__Dataset extract__.

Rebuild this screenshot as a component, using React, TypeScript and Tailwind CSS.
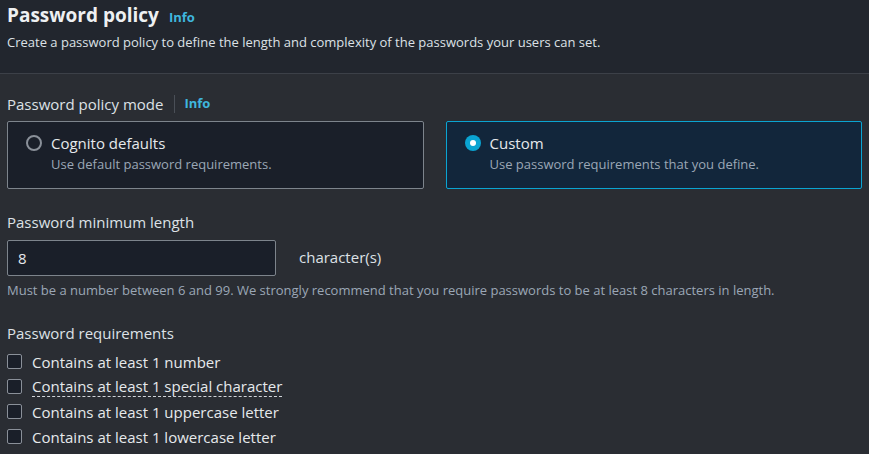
import React from 'react';

const requirements = [
  { label: 'Contains at least 1 number', dotted: false },
  { label: 'Contains at least 1 special character', dotted: true },
  { label: 'Contains at least 1 uppercase letter', dotted: false },
  { label: 'Contains at least 1 lowercase letter', dotted: false },
];

const ModeCard = ({
  title,
  description,
  selected,
}: {
  title: string;
  description: string;
  selected: boolean;
}) => (
  <div
    className={
      selected
        ? 'flex-1 h-[68px] rounded-[2px] border border-[#0aa4d2] bg-[#12263b] pl-[18px] pt-[10px] flex gap-[9px]'
        : 'flex-1 h-[68px] rounded-[2px] border border-[#7d848c] bg-[#1a1f29] pl-[18px] pt-[10px] flex gap-[9px]'
    }
  >
    <div className="pt-[3px]">
      {selected ? (
        <div className="w-[16px] h-[16px] rounded-full bg-[#0aa4d2] flex items-center justify-center">
          <div className="w-[6px] h-[6px] rounded-full bg-white" />
        </div>
      ) : (
        <div className="w-[16px] h-[16px] rounded-full border-2 border-[#8a9099]" />
      )}
    </div>
    <div className="flex flex-col">
      <span className="text-[15px] leading-[22px] text-[#e6e9ec]">{title}</span>
      <span className="text-[13px] leading-[20px] text-[#9ba7b6]">{description}</span>
    </div>
  </div>
);

export default function App() {
  return (
    <div className="w-[869px] h-[454px] bg-[#2a2d33] font-['Open_Sans',sans-serif] overflow-hidden">
      <div className="bg-[#22262e] border-b border-[#3c4048] h-[74px] px-[7px] pt-[2px]">
        <div className="flex items-baseline gap-[10px]">
          <h2 className="text-[19px] leading-[26px] font-bold text-[#eef0f2]">Password policy</h2>
          <span className="text-[13px] font-bold text-[#3fb6de]">Info</span>
        </div>
        <p className="text-[13px] leading-[20px] text-[#dde1e6] mt-[4px]">
          Create a password policy to define the length and complexity of the passwords your users can set.
        </p>
      </div>

      <div className="px-[7px] pt-[18px]">
        <div className="flex items-center h-[24px]">
          <span className="text-[15px] text-[#dde1e6]">Password policy mode</span>
          <span className="ml-[11px] mr-[9px] h-[18px] border-l border-[#4a4f57]" />
          <span className="text-[13px] font-bold text-[#3fb6de]">Info</span>
        </div>
        <div className="flex gap-[22px] mt-[5px]">
          <ModeCard title="Cognito defaults" description="Use default password requirements." selected={false} />
          <ModeCard title="Custom" description="Use password requirements that you define." selected />
        </div>

        <div className="mt-[21px] text-[15px] leading-[24px] text-[#dde1e6]">Password minimum length</div>
        <div className="flex items-center mt-[6px]">
          <div className="w-[269px] h-[36px] rounded-[2px] border border-[#7d848c] bg-[#1a1f29] flex items-center px-[10px] text-[15px] text-[#e6e9ec]">
            8
          </div>
          <span className="ml-[23px] mb-[2px] text-[15px] text-[#dde1e6]">character(s)</span>
        </div>
        <p className="mt-[5px] text-[13px] leading-[18px] text-[#9ba7b6]">
          Must be a number between 6 and 99. We strongly recommend that you require passwords to be at least 8 characters in length.
        </p>

        <div className="mt-[22px] text-[15px] leading-[24px] text-[#dde1e6]">Password requirements</div>
        <div className="flex flex-col mt-[4px]">
          {requirements.map((r) => (
            <div key={r.label} className="flex items-center gap-[10px] h-[25px]">
              <div className="w-[15px] h-[15px] rounded-[2px] border border-[#8a9099] bg-[#1a1f29]" />
              <span
                className={
                  r.dotted
                    ? 'text-[15px] leading-[20px] text-[#e6e9ec] border-b border-dashed border-[#d0d4d9]'
                    : 'text-[15px] leading-[20px] text-[#e6e9ec]'
                }
              >
                {r.label}
              </span>
            </div>
          ))}
        </div>
      </div>
    </div>
  );
}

__Written instruction__. Copy every line of the listing containing the string "React".

__Response to this exercise__.
Rebuild this screenshot as a component, using React, TypeScript and Tailwind CSS.
import React from 'react';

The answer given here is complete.